Hildegard’s brother Wilhelm, a concert pianist and music professor at the
University of Freiburg, sometimes came along. He generously played the piano at
the base, giving the gift of sing-alongs and jazz sessions .
The next two years were full of memories. I remember a coat that Hildegard
hand stitched, so intricately and precisely detailed that it could be worn
reversed. This attention to detail carried through all Hildegard’s life
endeavors.
Christmas at the Behrens’ home featured a very tall, live tree
sparkling with real candles and tinsel. After Christmas Eve church services
came the gift exchange. I gave Hildegard’s mother a bottle of Joy perfume
and her dad a box of Roi-Tan cigars.
There was teasing, too. Hildegard’s brother Otto, Hildegard and I
needled Frau Dr. Behrens who presided over the dinner table. My role was to
emit very loud burps while the others snickered. Frau Dr. Behrens would lower
her head to her hands, satisfactorily shuddering at my bad manners. Later, as a
gift, Otto gave me a pewter mug engraved with “Burpy.”
In the spring of 1957, Hildegard and I became engaged. We announced this to
Hildegard’s mother first, by taking her to lunch. Otto came along as
spokesman to explain our wish to marry. Hildegard’s father was told that
evening and then an announcement was posted to friends and relatives, and to
the newspaper.
Following German custom, I gave a gold ring to Hildegard who wore it on her
left hand; with marriage she would switch the ring to her right ring finger.
Luckily, this custom was known to me because Hildegard’s brother, DiDi
(Dietrict) had gotten engaged and married prior to this and I was his best
man.
Then, everything changed. In May 1957, my tour of duty ended and I returned
to the states. Regretfully, I listened to my father who convinced me to break
the engagement with Hildegard, and I sent a “Dear Jane” letter to
my fiancée. Hurt and feeling heartbroken, Hildegard wrote to my mother of a
desire to do away with herself.
Instead she became a riveting soprano opera star, famed for a warm, textured
voice and top notes that sliced through heavy Wagner orchestras. Had our
breakup not occurred, would she have achieved all that she did? I’ve
wondered.
I finished college and married in 1959. My business adventures were too far
ahead of their time to be successful--ethanol production, an electric car, wind
turbines, and a commercial environmental garbage disposal. My marriage faltered
when my two girls were teenagers.
Hildegard had earned a law degree and then started vocal studies, at the age
of 26, at the Freiburg Academy of Music. At the age of 34, she debuted in a
lyric soprano role as the countess in The Marriage of Figaro.

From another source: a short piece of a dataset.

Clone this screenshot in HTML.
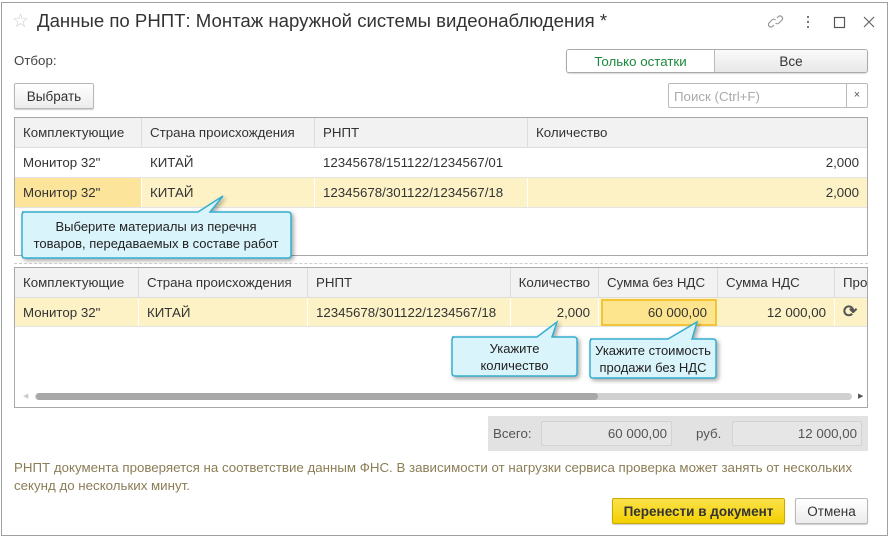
<!DOCTYPE html>
<html><head><meta charset="utf-8"><style>
*{margin:0;padding:0;box-sizing:border-box}
body{width:891px;height:539px;background:#fff;font-family:"Liberation Sans",Arial,sans-serif;font-size:13.3px;color:#333;position:relative;overflow:hidden}
.a{position:absolute;white-space:nowrap}
.win{position:absolute;left:1px;top:2px;width:887px;height:534px;border:1px solid #a0a0a0;background:#fff}
.tbl{position:absolute;border:1px solid #a8a8a8;background:#fff}
.hd{position:absolute;background:#f2f2f2;border-bottom:1px solid #ddd}
.cell{position:absolute;height:100%;border-right:1px solid #ddd;padding-left:8px;display:flex;align-items:center}
.r{justify-content:flex-end;padding-right:8px;padding-left:0}
.row{position:absolute;left:0;right:0;border-bottom:1px solid #e4e4e4}
.btn{position:absolute;border:1px solid #b8b8b8;border-radius:2px;background:linear-gradient(#fff,#ececec);box-shadow:0 1px 1px rgba(0,0,0,.2);display:flex;align-items:center;justify-content:center;font-size:13.5px;color:#333}
</style></head><body>
<div class="win"></div>
<div class="a" style="left:12px;top:10px;font-size:19px;color:#ccc">☆</div>
<div class="a" style="left:37px;top:10px;font-size:18.6px;color:#333">Данные по РНПТ: Монтаж наружной системы видеонаблюдения *</div>
<svg class="a" style="left:768px;top:12px" width="110" height="20" viewBox="0 0 110 20">
<g fill="none" stroke="#999" stroke-width="1.2"><path d="M6 13 l-1.5 1.5 a2.5 2.5 0 0 1 -3.5 -3.5 l3 -3 a2.5 2.5 0 0 1 3.5 0 M9 6 l1.5 -1.5 a2.5 2.5 0 0 1 3.5 3.5 l-3 3 a2.5 2.5 0 0 1 -3.5 0"/>
<rect x="66.5" y="5.5" width="10" height="10" stroke="#555"/><path d="M96 5 l10 10 M106 5 l-10 10" stroke="#666"/></g>
<g fill="#777"><rect x="39" y="4" width="2" height="2"/><rect x="39" y="9" width="2" height="2"/><rect x="39" y="14" width="2" height="2"/></g></svg>
<div class="a" style="left:14px;top:53px;color:#444">Отбор:</div>
<div class="a" style="left:566px;top:49px;width:302px;height:24px;border:1px solid #aaa;border-radius:3px;box-shadow:0 1px 1px rgba(0,0,0,.15);overflow:hidden;display:flex">
<div style="width:148px;background:#fff;color:#1a8a3c;display:flex;align-items:center;justify-content:center;border-right:1px solid #bbb">Только остатки</div>
<div style="flex:1;background:linear-gradient(#fafafa,#e8e8e8);display:flex;align-items:center;justify-content:center;font-size:13.5px">Все</div></div>
<div class="btn" style="left:14px;top:83px;width:80px;height:26px">Выбрать</div>
<div class="a" style="left:668px;top:83px;width:200px;height:25px;border:1px solid #bbb;border-radius:2px;background:#fff"><span style="position:absolute;left:5px;top:5px;color:#aaa">Поиск (Ctrl+F)</span><span style="position:absolute;left:177px;top:0;width:21px;height:23px;border-left:1px solid #bbb;text-align:center;line-height:22px;font-size:11px;color:#555">×</span></div>

<div class="tbl" style="left:14px;top:117px;width:854px;height:139px">
<div class="hd" style="left:0;right:0;top:0;height:30px"><div class="cell" style="left:0;width:127px">Комплектующие</div><div class="cell" style="left:127px;width:173px">Страна происхождения</div><div class="cell" style="left:300px;width:213px">РНПТ</div><div class="cell" style="left:513px;width:339px;border-right:0">Количество</div></div>
<div class="row" style="top:30px;height:30px"><div class="cell" style="left:0;width:127px;border:0">Монитор 32"</div><div class="cell" style="left:127px;width:173px;border:0">КИТАЙ</div><div class="cell" style="left:300px;width:213px;border:0">12345678/151122/1234567/01</div><div class="cell r" style="left:513px;width:339px;border:0">2,000</div></div>
<div class="row" style="top:60px;height:30px;background:#fdf2c6"><div class="cell" style="left:0;width:127px;background:#fce49a;border-color:#fff">Монитор 32"</div><div class="cell" style="left:127px;width:173px;border-color:#fff">КИТАЙ</div><div class="cell" style="left:300px;width:213px;border-color:#fff">12345678/301122/1234567/18</div><div class="cell r" style="left:513px;width:339px;border:0">2,000</div></div>
</div>
<svg class="a" style="left:18px;top:192px" width="280" height="72"><path d="M4 20 H180 L205 4 L192 20 H270 Q273 20 273 23 V63 Q273 66 270 66 H7 Q4 66 4 63 V23 Q4 20 7 20Z" fill="#daf4fb" stroke="#35aed0" stroke-width="1.5" style="filter:drop-shadow(2px 2px 2px rgba(0,0,0,.35))"/></svg>
<div class="a" style="left:22px;top:218px;width:268px;text-align:center;line-height:17px;font-size:13px;color:#222">Выберите материалы из перечня<br>товаров, передаваемых в составе работ</div>
<div class="a" style="left:14px;top:263px;width:854px;border-top:1px dashed #ccc"></div>

<div class="tbl" style="left:14px;top:267px;width:854px;height:141px;overflow:hidden">
<div class="hd" style="left:0;right:0;top:0;height:30px"><div class="cell" style="left:0;width:124px">Комплектующие</div><div class="cell" style="left:124px;width:169px">Страна происхождения</div><div class="cell" style="left:293px;width:203px">РНПТ</div><div class="cell r" style="left:496px;width:88px">Количество</div><div class="cell" style="left:584px;width:119px">Сумма без НДС</div><div class="cell" style="left:703px;width:117px">Сумма НДС</div><div class="cell" style="left:820px;width:40px;border:0">Про</div></div>
<div class="row" style="top:30px;height:29px;background:#fdf2c6"><div class="cell" style="left:0;width:124px;border-color:#fff">Монитор 32"</div><div class="cell" style="left:124px;width:169px;border-color:#fff">КИТАЙ</div><div class="cell" style="left:293px;width:203px;border-color:#fff">12345678/301122/1234567/18</div><div class="cell r" style="left:496px;width:88px;border-color:#fff">2,000</div><div class="cell r" style="left:586px;width:116px;height:27px;top:1px;background:#fde58e;border:2px solid #f2c43a">60 000,00</div><div class="cell r" style="left:703px;width:117px;border-color:#fff">12 000,00</div><div class="cell" style="left:820px;width:30px;border:0;font-size:17px;color:#555;font-weight:bold">⟳</div></div>
<div style="position:absolute;left:20px;top:125px;width:817px;height:7px;border-radius:4px;background:#d0d0d0"></div>
<div style="position:absolute;left:21px;top:125px;width:562px;height:7px;border-radius:4px;background:#a8a8a8"></div>
<div style="position:absolute;left:8px;top:124px;font-size:7px;color:#ccc">◀</div><div style="position:absolute;left:843px;top:124px;font-size:7px;color:#555">▶</div>
</div>
<svg class="a" style="left:448px;top:318px" width="140" height="66"><path d="M4 19 H89 L109 4 L104 19 H126 Q129 19 129 22 V55 Q129 58 126 58 H7 Q4 58 4 55 V22 Q4 19 7 19Z" fill="#daf4fb" stroke="#35aed0" stroke-width="1.5" style="filter:drop-shadow(2px 2px 2px rgba(0,0,0,.35))"/></svg>
<div class="a" style="left:452px;top:340px;width:125px;text-align:center;line-height:17px;font-size:13px;color:#222">Укажите<br>количество</div>
<svg class="a" style="left:586px;top:318px" width="140" height="66"><path d="M4 21 H82 L111 4 L106 21 H127 Q130 21 130 24 V57 Q130 60 127 60 H7 Q4 60 4 57 V24 Q4 21 7 21Z" fill="#daf4fb" stroke="#35aed0" stroke-width="1.5" style="filter:drop-shadow(2px 2px 2px rgba(0,0,0,.35))"/></svg>
<div class="a" style="left:590px;top:342px;width:126px;text-align:center;line-height:17px;font-size:13px;color:#222">Укажите стоимость<br>продажи без НДС</div>

<div class="a" style="left:488px;top:416px;width:380px;height:35px;background:#e2e2e2"></div>
<div class="a" style="left:493px;top:426px;color:#555">Всего:</div>
<div class="a" style="left:541px;top:421px;width:131px;height:25px;border:1px solid #d2d2d2;border-radius:2px;background:#e6e6e6;text-align:right;padding:4px 4px 0 0;color:#555">60 000,00</div>
<div class="a" style="left:696px;top:426px;color:#555">руб.</div>
<div class="a" style="left:732px;top:421px;width:130px;height:25px;border:1px solid #d2d2d2;border-radius:2px;background:#e6e6e6;text-align:right;padding:4px 4px 0 0;color:#555">12 000,00</div>
<div class="a" style="left:14px;top:459px;line-height:18px;color:#8b7d55">РНПТ документа проверяется на соответствие данным ФНС. В зависимости от нагрузки сервиса проверка может занять от нескольких<br>секунд до нескольких минут.</div>
<div class="btn" style="left:612px;top:498px;width:173px;height:26px;background:linear-gradient(#fbe24a,#f3d000);border-color:#c9a800;font-weight:bold;color:#333">Перенести в документ</div>
<div class="btn" style="left:795px;top:498px;width:73px;height:26px">Отмена</div>
</body></html>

I decided to contact Hildegard about this time. Her father, who I got out of
bed when I called to trace her, said she lived in Dusseldorf and was beginning
an opera career. She was also a single mother, raising a five year old son,
Philip.
We had many long transatlantic phone conversations before deciding that
Hildegard would fly to visit me in New York City, where I had an office. She
obtained her opera company’s permission for the visit and I met her plane
at JFK Airport.
Hildegard brought only winter clothes and the New York weather was warm, so
our first stop was Honeybee, a boutique near my office, for a new wardrobe.

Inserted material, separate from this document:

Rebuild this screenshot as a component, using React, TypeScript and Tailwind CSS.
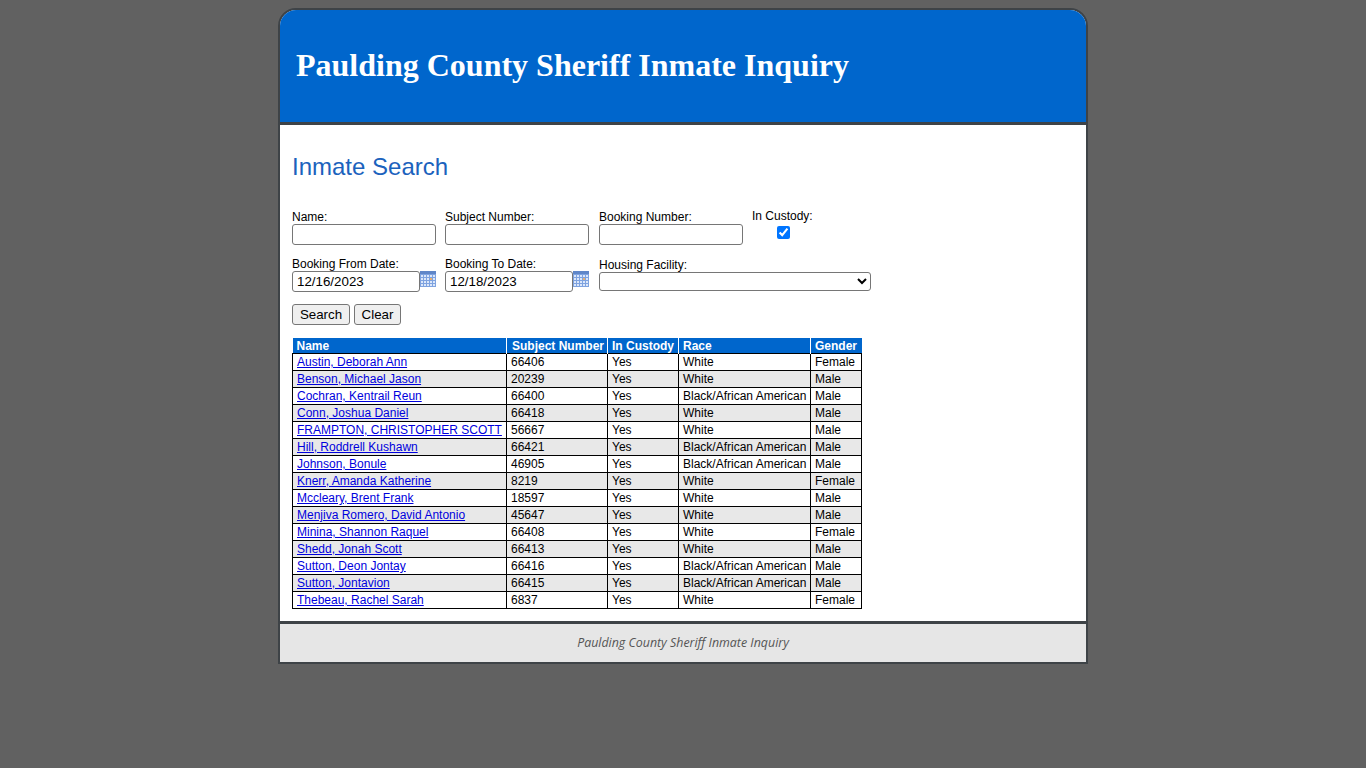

Once she was comfortable, we headed for a piano bar to just talk. It was as if
we had never been apart. The next days were full of sightseeing and an evening
at the Metropolitan Opera House where we had orchestra seats. Hildegard, who
knew the lead Mexican tenor, wanted to send him flowers. I suggested a magnum
of champagne instead. We shouted “Bravo!” to him at the stage door
and then we all went for drinks. That evening I told Hildegard that she would
one day sing at the Met. She told me that she loved the challenge of opera
music because of its complexity. She did sing at the Met 171 times as well as
other worldwide venues.
Our visit was wonderful. After that, I made many trips to Germany, once
staying five weeks. I met her little boy, Philip, and heard Hildegard sing in
both Frankfurt and Dusseldorf. I met her friends and went to Varel to see her
father. Hildegard’s mother, tragically, was killed in a car accident.
Hildegard and I traveled all over Europe — Barcelona, Geneva, Amsterdam, and
elsewhere.
Hildegard visited the states again and met my mother in Omaha, Nebraska. She
visited my home in Denver where she enjoyed the beauty of the Rocky Mountains
but acknowledged that her first love was the sea.

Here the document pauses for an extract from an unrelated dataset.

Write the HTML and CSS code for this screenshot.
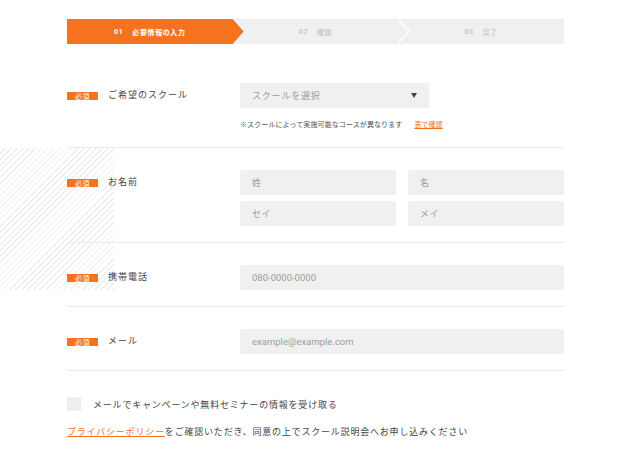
FILE: index.html
```html
<!DOCTYPE html>
<html lang="ja">
<head>
<meta charset="utf-8">
<link rel="stylesheet" href="styles.css">
</head>
<body>
<div class="page">
  <div class="stripes"></div>
  <ol class="steps">
    <li class="step step-active"><span class="num">01</span>必要情報の入力</li>
    <li class="step step-mid"><span class="num">02</span>確認</li>
    <li class="step"><span class="num">03</span>完了</li>
  </ol>

  <div class="row row-first">
    <div class="label"><span class="badge">必須</span><span class="label-text">ご希望のスクール</span></div>
    <div class="fields">
      <div class="field select">スクールを選択<span class="caret"></span></div>
      <p class="note">※スクールによって実施可能なコースが異なります<a class="note-link" href="#">表で確認</a></p>
    </div>
  </div>

  <div class="row">
    <div class="label"><span class="badge">必須</span><span class="label-text">お名前</span></div>
    <div class="fields grid2">
      <div class="field">姓</div>
      <div class="field">名</div>
      <div class="field">セイ</div>
      <div class="field">メイ</div>
    </div>
  </div>

  <div class="row">
    <div class="label"><span class="badge">必須</span><span class="label-text">携帯電話</span></div>
    <div class="fields">
      <div class="field latin">080-0000-0000</div>
    </div>
  </div>

  <div class="row">
    <div class="label"><span class="badge">必須</span><span class="label-text">メール</span></div>
    <div class="fields">
      <div class="field latin">example@example.com</div>
    </div>
  </div>

  <div class="check-row"><span class="checkbox"></span><span class="check-text">メールでキャンペーンや無料セミナーの情報を受け取る</span></div>
  <p class="privacy"><a class="privacy-link" href="#">プライバシーポリシー</a>をご確認いただき、同意の上でスクール説明会へお申し込みください</p>
</div>
</body>
</html>
```

FILE: styles.css
```css
* { box-sizing: border-box; }
html, body { margin: 0; padding: 0; background: #fff; }
body {
  font-family: "Noto Sans CJK JP", "Noto Sans", sans-serif;
  color: #444;
}
.page {
  position: relative;
  z-index: 0;
  width: 640px;
  padding: 19px 76px 0 67px;
}
.stripes {
  position: absolute;
  left: 0;
  top: 148px;
  width: 114px;
  height: 142px;
  z-index: -1;
  background: repeating-linear-gradient(135deg, #fff 0 3.2px, #eeeeee 3.2px 4.3px);
}
.steps {
  list-style: none;
  margin: 0 0 17px;
  padding: 0;
  display: flex;
  height: 25px;
  background: #f0f0f0;
}
.step {
  position: relative;
  flex: 1;
  display: flex;
  align-items: center;
  justify-content: center;
  font-size: 7px;
  font-weight: bold;
  letter-spacing: 0.6px;
  color: #c9c9c9;
}
.step .num { margin-right: 9px; font-family: "Roboto", sans-serif; }
.step-active { background: #f5731e; color: #fff; z-index: 2; }
.step-active::after {
  content: "";
  position: absolute;
  top: 0;
  right: -11px;
  width: 11px;
  height: 25px;
  background: #f5731e;
  clip-path: polygon(0 0, 100% 50%, 0 100%);
}
.step-mid::before,
.step-mid::after {
  content: "";
  position: absolute;
  top: 0;
  width: 12px;
  height: 25px;
  clip-path: polygon(0 0, 100% 50%, 0 100%);
}
.step-mid::before { right: -12px; background: #fff; z-index: 1; }
.step-mid::after { right: -10px; background: #f0f0f0; z-index: 1; }

.row {
  display: flex;
  padding: 22px 0 16px;
  border-bottom: 1px solid #ececec;
}
.row-first { padding-bottom: 18px; }
.label {
  width: 173px;
  height: 25px;
  display: flex;
  align-items: center;
  flex-shrink: 0;
}
.badge {
  width: 31px;
  height: 8px;
  background: #f5731e;
  color: #fff;
  font-size: 7px;
  line-height: 8px;
  text-align: center;
  letter-spacing: 0.5px;
  margin-right: 10px;
}
.label-text {
  font-size: 9px;
  letter-spacing: 1px;
  color: #444;
  margin-top: -2px;
}
.fields { flex: 1; }
.grid2 {
  display: grid;
  grid-template-columns: 1fr 1fr;
  column-gap: 12px;
  row-gap: 6px;
}
.field {
  height: 25px;
  background: #f0f0f0;
  border-radius: 2px;
  display: flex;
  align-items: center;
  padding-left: 12px;
  font-size: 9px;
  letter-spacing: 0.6px;
  color: #9d9d9d;
}
.field.latin {
  font-family: "Roboto", "Noto Sans CJK JP", sans-serif;
  font-size: 9.5px;
  letter-spacing: 0;
}
.select {
  width: 189px;
  position: relative;
  letter-spacing: 0.8px;
}
.caret {
  position: absolute;
  right: 12px;
  top: 10px;
  width: 0;
  height: 0;
  border-left: 3.5px solid transparent;
  border-right: 3.5px solid transparent;
  border-top: 5px solid #444;
}
.note {
  margin: 11px 0 0;
  font-size: 7px;
  line-height: 10px;
  letter-spacing: 0.1px;
  color: #555;
}
.note-link {
  margin-left: 12px;
  color: #f5731e;
  text-decoration: underline;
}
.check-row {
  display: flex;
  align-items: center;
  margin-top: 26px;
}
.checkbox {
  width: 14px;
  height: 14px;
  background: #eeeeee;
  border-radius: 1px;
  margin-right: 12px;
}
.check-text, .privacy {
  font-size: 9px;
  letter-spacing: 0.8px;
  color: #444;
}
.privacy {
  margin: 14px 0 0;
  line-height: 14px;
}
.privacy-link {
  color: #f5731e;
  text-decoration: underline;
}
```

And our love? After seeing each other across the continents, it became clear
that our worlds were far apart. She asked me to be her manager but I knew so
little of opera; how could I be what she needed? And her son was there in
Germany; my family was here in the states.
We affirmed our love for each other, our first and most precious love that
nothing could ever replace. Such a warm and fiery woman, she was my
“little one” and I was her “poodle.” After a few more
phone calls across the ocean, we each went on with our separate lives in our
separate worlds.
Most people do not get a second chance to re-kindle a love relationship
that, powerful and exciting, is not meant to be permanent. I am so thankful for
twice having a love affair to remember.